• WHAT YOU HAVE TO DO: Reproduce all the material exactly, minus any pictures it holds.

• DATASET CONTENT:

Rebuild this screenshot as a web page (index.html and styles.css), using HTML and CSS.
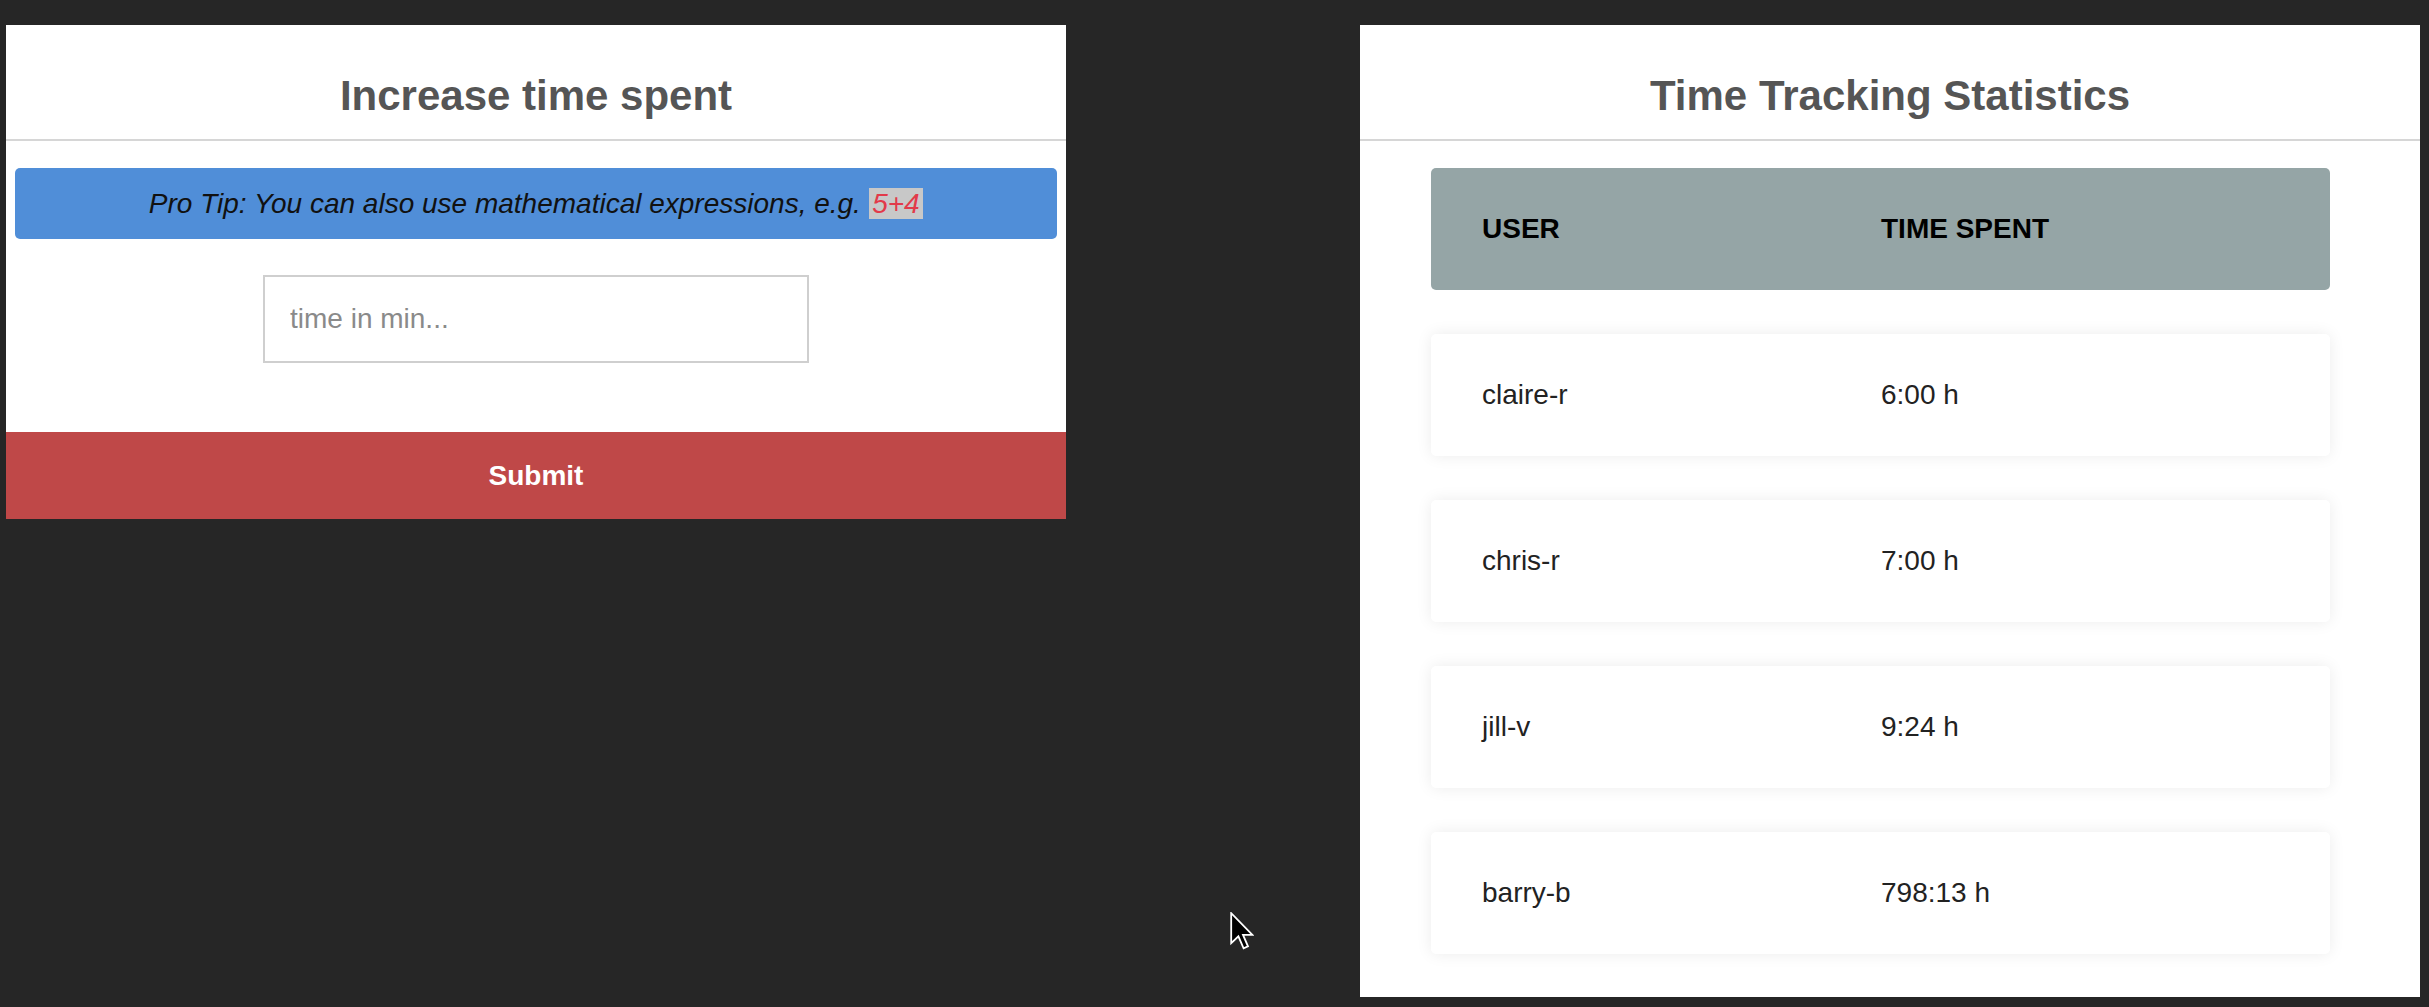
FILE: index.html
```html
<!DOCTYPE html>
<html lang="en">
<head>
<meta charset="utf-8">
<title>Time Tracking</title>
<link rel="stylesheet" href="styles.css">
</head>
<body>
<div class="page">
  <section class="card card-form">
    <h2 class="card-title">Increase time spent</h2>
    <div class="tip">Pro Tip: You can also use mathematical expressions, e.g. <code class="tip-code">5+4</code></div>
    <input class="time-input" type="text" placeholder="time in min...">
    <button class="submit" type="button">Submit</button>
  </section>

  <section class="card card-stats">
    <h2 class="card-title">Time Tracking Statistics</h2>
    <ul class="table">
      <li class="row row-head"><div class="col col-user">User</div><div class="col">Time Spent</div></li>
      <li class="row"><div class="col col-user">claire-r</div><div class="col">6:00 h</div></li>
      <li class="row"><div class="col col-user">chris-r</div><div class="col">7:00 h</div></li>
      <li class="row"><div class="col col-user">jill-v</div><div class="col">9:24 h</div></li>
      <li class="row"><div class="col col-user">barry-b</div><div class="col">798:13 h</div></li>
    </ul>
  </section>
</div>
<svg class="cursor" width="24" height="38" viewBox="0 0 12 19" aria-hidden="true">
  <path d="M0.6 0.6 L0.6 15.6 L4.2 12.2 L6.8 18.2 L9 17.2 L6.5 11.4 L11.2 11.4 Z" fill="#000" stroke="#fff" stroke-width="0.9" stroke-linejoin="miter"/>
</svg>
</body>
</html>
```
FILE: styles.css
```css
html, body {
  margin: 0;
  padding: 0;
}
body {
  background: #262626;
  font-family: "Liberation Sans", Arial, sans-serif;
  height: 1007px;
  overflow: hidden;
  position: relative;
}
.page {
  display: flex;
  justify-content: space-between;
  align-items: flex-start;
  padding: 25px 9px 0 6px;
}
.card {
  background: #fff;
  width: 1060px;
  display: flex;
  flex-direction: column;
}
.card-stats {
  height: 972px;
  box-sizing: border-box;
}
.card-title {
  margin: 0;
  padding: 47px 0 19px;
  font-size: 42px;
  line-height: 48px;
  font-weight: bold;
  color: #555;
  text-align: center;
  border-bottom: 2px solid #d6d6d6;
}
.tip {
  margin: 27px 9px 0;
  padding: 19.5px 10px;
  background: #508ed8;
  border-radius: 5px;
  font-style: italic;
  font-size: 28px;
  line-height: 32px;
  color: #111;
  text-align: center;
}
.tip-code {
  font-family: "Liberation Sans", Arial, sans-serif;
  font-style: italic;
  font-size: 28px;
  color: #e23a4a;
  background: #c8c8c8;
  padding: 0 3.5px;
}
.time-input {
  display: block;
  box-sizing: border-box;
  width: 546px;
  height: 88px;
  margin: 36px auto 0;
  padding: 0 25px;
  border: 2px solid #cfcfcf;
  font-family: "Liberation Sans", Arial, sans-serif;
  font-size: 28px;
  color: #333;
  outline: none;
}
.time-input::placeholder {
  color: #8a8a8a;
}
.submit {
  display: block;
  width: 100%;
  height: 87px;
  margin-top: 69px;
  border: none;
  background: #bf4848;
  color: #fff;
  font-family: "Liberation Sans", Arial, sans-serif;
  font-size: 28px;
  font-weight: bold;
  padding: 0;
}
.table {
  list-style: none;
  margin: 27px 0 0 71px;
  padding: 0;
  width: 899px;
  display: flex;
  flex-direction: column;
  gap: 44px;
}
.row {
  display: grid;
  grid-template-columns: 450px 1fr;
  align-items: center;
  height: 122px;
  box-sizing: border-box;
  border-radius: 5px;
  background: #fff;
  box-shadow: 0 0 16px 0 rgba(0, 0, 0, 0.08);
  font-size: 28px;
  color: #222;
}
.row-head {
  background: #95a5a6;
  box-shadow: none;
  font-weight: bold;
  text-transform: uppercase;
  color: #000;
}
.col-user {
  padding-left: 51px;
}
.cursor {
  position: absolute;
  left: 1230px;
  top: 912px;
}
```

• THE ANSWER:
Rebuild this screenshot as a web page (index.html and styles.css), using HTML and CSS.
FILE: index.html
```html
<!DOCTYPE html>
<html lang="en">
<head>
<meta charset="utf-8">
<title>Time Tracking</title>
<link rel="stylesheet" href="styles.css">
</head>
<body>
<div class="page">
  <section class="card card-form">
    <h2 class="card-title">Increase time spent</h2>
    <div class="tip">Pro Tip: You can also use mathematical expressions, e.g. <code class="tip-code">5+4</code></div>
    <input class="time-input" type="text" placeholder="time in min...">
    <button class="submit" type="button">Submit</button>
  </section>

  <section class="card card-stats">
    <h2 class="card-title">Time Tracking Statistics</h2>
    <ul class="table">
      <li class="row row-head"><div class="col col-user">User</div><div class="col">Time Spent</div></li>
      <li class="row"><div class="col col-user">claire-r</div><div class="col">6:00 h</div></li>
      <li class="row"><div class="col col-user">chris-r</div><div class="col">7:00 h</div></li>
      <li class="row"><div class="col col-user">jill-v</div><div class="col">9:24 h</div></li>
      <li class="row"><div class="col col-user">barry-b</div><div class="col">798:13 h</div></li>
    </ul>
  </section>
</div>
<svg class="cursor" width="24" height="38" viewBox="0 0 12 19" aria-hidden="true">
  <path d="M0.6 0.6 L0.6 15.6 L4.2 12.2 L6.8 18.2 L9 17.2 L6.5 11.4 L11.2 11.4 Z" fill="#000" stroke="#fff" stroke-width="0.9" stroke-linejoin="miter"/>
</svg>
</body>
</html>
```
FILE: styles.css
```css
html, body {
  margin: 0;
  padding: 0;
}
body {
  background: #262626;
  font-family: "Liberation Sans", Arial, sans-serif;
  height: 1007px;
  overflow: hidden;
  position: relative;
}
.page {
  display: flex;
  justify-content: space-between;
  align-items: flex-start;
  padding: 25px 9px 0 6px;
}
.card {
  background: #fff;
  width: 1060px;
  display: flex;
  flex-direction: column;
}
.card-stats {
  height: 972px;
  box-sizing: border-box;
}
.card-title {
  margin: 0;
  padding: 47px 0 19px;
  font-size: 42px;
  line-height: 48px;
  font-weight: bold;
  color: #555;
  text-align: center;
  border-bottom: 2px solid #d6d6d6;
}
.tip {
  margin: 27px 9px 0;
  padding: 19.5px 10px;
  background: #508ed8;
  border-radius: 5px;
  font-style: italic;
  font-size: 28px;
  line-height: 32px;
  color: #111;
  text-align: center;
}
.tip-code {
  font-family: "Liberation Sans", Arial, sans-serif;
  font-style: italic;
  font-size: 28px;
  color: #e23a4a;
  background: #c8c8c8;
  padding: 0 3.5px;
}
.time-input {
  display: block;
  box-sizing: border-box;
  width: 546px;
  height: 88px;
  margin: 36px auto 0;
  padding: 0 25px;
  border: 2px solid #cfcfcf;
  font-family: "Liberation Sans", Arial, sans-serif;
  font-size: 28px;
  color: #333;
  outline: none;
}
.time-input::placeholder {
  color: #8a8a8a;
}
.submit {
  display: block;
  width: 100%;
  height: 87px;
  margin-top: 69px;
  border: none;
  background: #bf4848;
  color: #fff;
  font-family: "Liberation Sans", Arial, sans-serif;
  font-size: 28px;
  font-weight: bold;
  padding: 0;
}
.table {
  list-style: none;
  margin: 27px 0 0 71px;
  padding: 0;
  width: 899px;
  display: flex;
  flex-direction: column;
  gap: 44px;
}
.row {
  display: grid;
  grid-template-columns: 450px 1fr;
  align-items: center;
  height: 122px;
  box-sizing: border-box;
  border-radius: 5px;
  background: #fff;
  box-shadow: 0 0 16px 0 rgba(0, 0, 0, 0.08);
  font-size: 28px;
  color: #222;
}
.row-head {
  background: #95a5a6;
  box-shadow: none;
  font-weight: bold;
  text-transform: uppercase;
  color: #000;
}
.col-user {
  padding-left: 51px;
}
.cursor {
  position: absolute;
  left: 1230px;
  top: 912px;
}
```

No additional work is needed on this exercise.